The Saigon Times Daily said Kasyanov would be accompanied by officials of 10 firms operating in the oil and gas sectors, energy, industrial equipment and investment and trade promotion.

Kasyanov told the Vietnam News Agency last week that Russia aimed to strengthen relations "in all domains and to enhance coordination of actions to address pressing international issues, including global and regional challenges."

He said Russia appreciated Vietnam's role as a dialogue coordinator with the Association of South East Asian Nations, a bloc with which Moscow is eager to boost ties.
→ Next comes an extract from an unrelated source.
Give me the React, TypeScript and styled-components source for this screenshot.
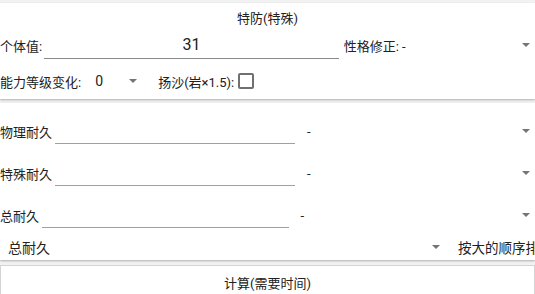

He also said he had high hopes for the commissioning of the Dung Quat oil refinery, a project way behind schedule.

The $1.3 billion plant was due for completion next year as Vietnam's first big refinery, but Russia has said it will be delayed two years due to tendering and funding difficulties.

Discussions are also likely on the resupply of Vietnam's mainly Soviet-equipped armed forces, given that the strategic partnership declared during President Vladimir Putin's visit last March covered military as well as trade and economic cooperation.

Kasyanov comes as Russia is in the process of withdrawing from Cam Ranh Bay, which it has leased rent-free since 1979. Moscow's lease does not expire until 2004, but faced with a much reduced defense budget and a looming rental bill, it decided on an early pullout.